* _Provided data_
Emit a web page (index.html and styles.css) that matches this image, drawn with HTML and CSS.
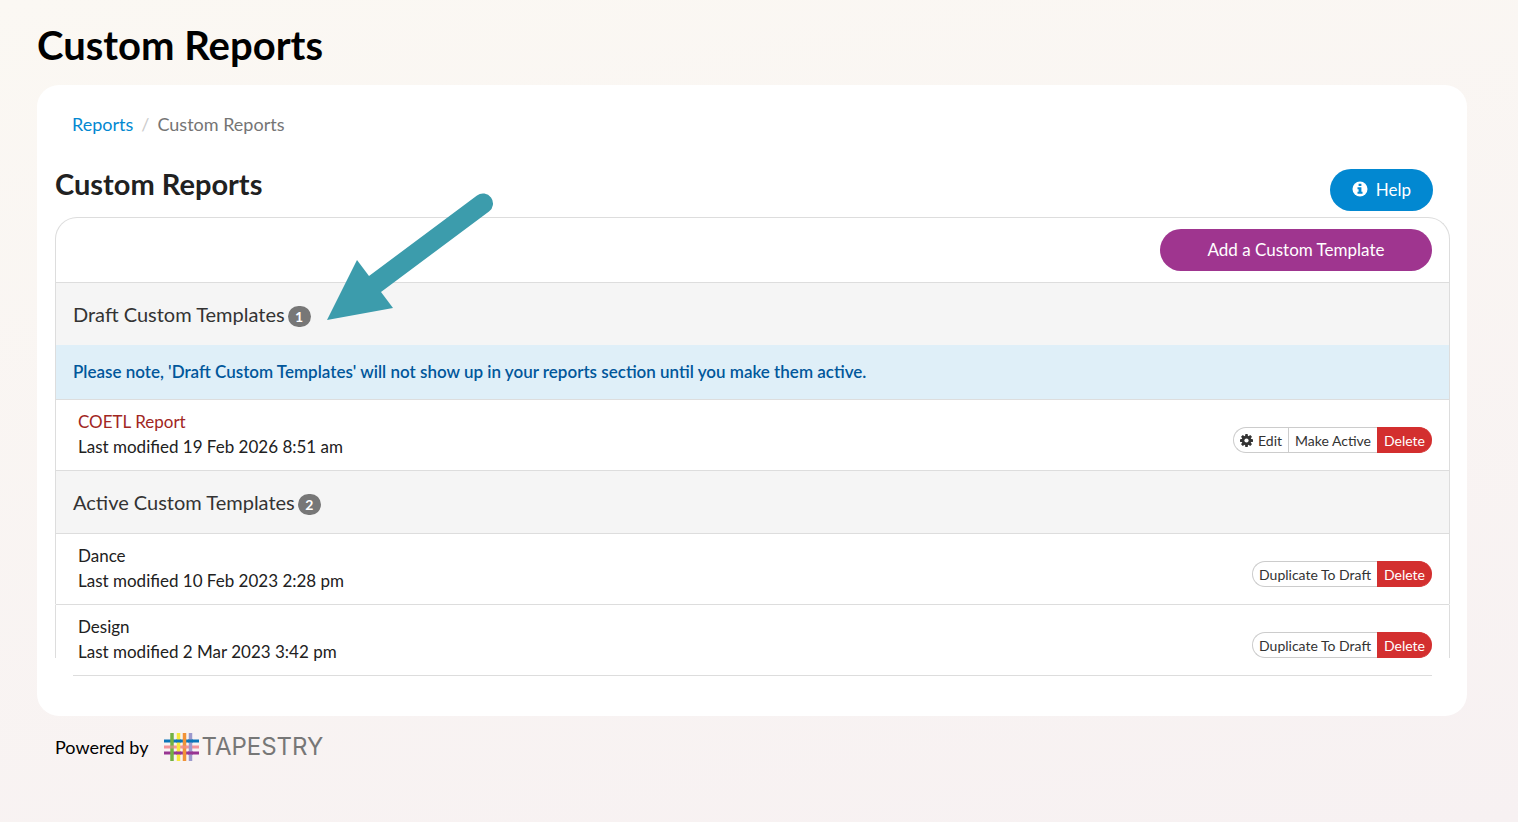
FILE: index.html
```html
<!DOCTYPE html>
<html lang="en">
<head>
  <meta charset="UTF-8">
  <meta name="viewport" content="width=device-width, initial-scale=1">
  <title>Custom Reports</title>
  <link rel="stylesheet" href="styles.css">
</head>
<body>
  <h1>Custom Reports</h1>

  <main class="card">
    <nav class="breadcrumb" aria-label="Breadcrumb">
      <a href="#">Reports</a>
      <span class="divider">/</span>
      <span>Custom Reports</span>
    </nav>

    <div class="section-header">
      <h2>Custom Reports</h2>
      <button class="btn btn-help" type="button">
        <svg width="16" height="16" viewBox="0 0 16 16" aria-hidden="true">
          <circle cx="8" cy="8" r="7.5" fill="#fff"/>
          <path d="M6.6 2.8h2.8v2.2H6.6zM5.5 6.3h3.9v4.5h1.1v1.9h-5v-1.9h1.1V8.2H5.5z" fill="#0288d1"/>
        </svg>
        Help
      </button>
    </div>

    <div class="panel">
      <div class="toolbar">
        <button class="btn btn-add" type="button">Add a Custom Template</button>
      </div>

      <h3 class="group-title">Draft Custom Templates <span class="badge">1</span></h3>
      <p class="notice">Please note, 'Draft Custom Templates' will not show up in your reports section until you make them active.</p>
      <div class="row">
        <div class="details">
          <a class="draft-name" href="#">COETL Report</a>
          <p>Last modified 19 Feb 2026 8:51 am</p>
        </div>
        <div class="btn-group">
          <button type="button">
            <svg width="13" height="13" viewBox="0 0 16 16" aria-hidden="true">
              <g fill="#333">
                <rect x="6.3" y="0" width="3.4" height="16" rx="0.6"/>
                <rect x="6.3" y="0" width="3.4" height="16" rx="0.6" transform="rotate(45 8 8)"/>
                <rect x="6.3" y="0" width="3.4" height="16" rx="0.6" transform="rotate(90 8 8)"/>
                <rect x="6.3" y="0" width="3.4" height="16" rx="0.6" transform="rotate(135 8 8)"/>
                <circle cx="8" cy="8" r="6"/>
              </g>
              <circle cx="8" cy="8" r="2.6" fill="#fff"/>
            </svg>
            Edit
          </button>
          <button type="button">Make Active</button>
          <button class="delete" type="button">Delete</button>
        </div>
      </div>

      <h3 class="group-title">Active Custom Templates <span class="badge">2</span></h3>
      <div class="row">
        <div class="details">
          <p>Dance</p>
          <p>Last modified 10 Feb 2023 2:28 pm</p>
        </div>
        <div class="btn-group">
          <button type="button">Duplicate To Draft</button>
          <button class="delete" type="button">Delete</button>
        </div>
      </div>
      <div class="row row-last">
        <div class="details">
          <p>Design</p>
          <p>Last modified 2 Mar 2023 3:42 pm</p>
        </div>
        <div class="btn-group">
          <button type="button">Duplicate To Draft</button>
          <button class="delete" type="button">Delete</button>
        </div>
      </div>

      <!-- pointer to the draft list -->
      <svg class="arrow" width="168" height="130" viewBox="0 0 168 130" aria-hidden="true">
        <path d="M0 128 30 68 42 84 150 3.500A10 10 0 0 1 162 19.500L54 100 66 116z" fill="#3c9cac"/>
      </svg>
    </div>
  </main>

  <footer>
    <span>Powered by</span>
    <a class="logo" href="#">
      <svg width="35" height="28" viewBox="0 0 35 28" aria-hidden="true">
        <path d="M0 8h35" stroke="#0b75b9" stroke-width="3"/>
        <path d="M0 14h35" stroke="#f3949b" stroke-width="3"/>
        <path d="M0 20h35" stroke="#983592" stroke-width="3"/>
        <path d="M8 0v28" stroke="#72b143" stroke-width="3.500"/>
        <path d="M14.500 0v28" stroke="#f7e83c" stroke-width="3.500"/>
        <path d="M20.500 0v28" stroke="#f19338" stroke-width="3.500"/>
        <path d="M26.500 0v28" stroke="#9c99cd" stroke-width="3.500"/>
        <path d="M12 8h5M24 8h5" stroke="#0b75b9" stroke-width="3"/>
        <path d="M6 14h4M18 14h5" stroke="#f3949b" stroke-width="3" opacity="0.600"/>
        <path d="M12 20h5M24 20h5" stroke="#983592" stroke-width="3"/>
      </svg>
      <span>TAPESTRY</span>
    </a>
  </footer>
</body>
</html>
```
FILE: styles.css
```css
* {
  box-sizing: border-box;
}

body {
  margin: 0;
  padding: 21px 51px 0 37px;
  min-height: 100vh;
  font-family: Lato, sans-serif;
  font-size: 18px;
  line-height: 26px;
  color: #212121;
  background: linear-gradient(170deg, #fbf8f3, #f7f1f2);
}

h1, h2, h3, p {
  margin: 0;
}

h1 {
  font-size: 40px;
  line-height: 48px;
  margin-bottom: 16px;
  color: #000;
}

a {
  color: #0288d1;
  text-decoration: none;
}

button {
  font-family: inherit;
  cursor: pointer;
}

.card {
  padding: 26px 17px 40px 18px;
  background: #fff;
  border-radius: 22px;
}

.breadcrumb {
  display: flex;
  gap: 8px;
  padding: 0 17px;
  color: #757575;
}

.breadcrumb .divider {
  color: #ccc;
}

.section-header {
  display: flex;
  justify-content: space-between;
  margin-top: 32px;
  padding-right: 17px;
}

h2 {
  font-size: 29px;
  line-height: 30px;
}

.btn {
  height: 42px;
  padding: 0 22px 2px;
  border: 0;
  border-radius: 21px;
  color: #fff;
  font-size: 17px;
}

.btn-help {
  display: flex;
  align-items: center;
  gap: 8px;
  background: #0288d1;
}

.btn-add {
  width: 272px;
  background: #9f358f;
}

.panel {
  position: relative;
  margin-top: 6px;
}

.toolbar {
  display: flex;
  justify-content: flex-end;
  padding: 11px 17px;
  border: 1px solid #ddd;
  border-bottom: 0;
  border-radius: 22px 22px 0 0;
}

.group-title {
  display: flex;
  align-items: center;
  gap: 3px;
  height: 63px;
  padding: 0 17px;
  border: 1px solid #ddd;
  border-bottom: 0;
  background: #f5f5f5;
  color: #333;
  font-size: 20px;
  font-weight: 400;
}

.badge {
  min-width: 23px;
  margin-top: 4px;
  border-radius: 11px;
  background: #777;
  color: #fff;
  font-size: 14px;
  font-weight: 700;
  line-height: 21px;
  text-align: center;
}

.notice {
  padding: 14px 17px;
  border: 1px solid #ddd;
  border-width: 0 1px;
  background: #dfeff8;
  color: #01579b;
  font-size: 17px;
  font-weight: 600;
}

.row {
  display: flex;
  justify-content: space-between;
  align-items: flex-end;
  padding: 9px 17px 11px 22px;
  border: 1px solid #ddd;
  border-bottom: 0;
  font-size: 17px;
  line-height: 25px;
}

/* open corners: the side lines stop before the bottom line */
.row-last {
  border-color: #ddd transparent transparent;
  border-bottom: 1px solid transparent;
  background:
    linear-gradient(#ddd, #ddd) left top / 1px calc(100% - 18px) no-repeat border-box,
    linear-gradient(#ddd, #ddd) right top / 1px calc(100% - 18px) no-repeat border-box,
    linear-gradient(#ddd, #ddd) center bottom / calc(100% - 36px) 1px no-repeat border-box;
}

.draft-name {
  color: #a12622;
}

.btn-group {
  display: flex;
  margin-bottom: 6px;
}

.btn-group button {
  display: flex;
  align-items: center;
  gap: 5px;
  height: 26px;
  padding: 0 6px;
  border: 1px solid #ccc;
  border-right: 0;
  background: #fff;
  color: #333;
  font-size: 14px;
}

.btn-group button:first-child {
  border-radius: 13px 0 0 13px;
}

.btn-group .delete {
  padding-right: 7px;
  border-color: #d32f2f;
  border-radius: 0 13px 13px 0;
  background: #d32f2f;
  color: #fff;
}

.arrow {
  position: absolute;
  left: 272px;
  top: -25px;
}

footer {
  display: flex;
  align-items: center;
  gap: 16px;
  padding: 17px 18px;
  color: #000;
}

.logo {
  display: flex;
  align-items: center;
  gap: 2px;
  color: #777;
  font-family: Inter, sans-serif;
  font-size: 24px;
}
```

* _Problem to solve_
Determine how many lines in the listing above hold the word "styles", answering with the number only.

* _Exercise solution_
3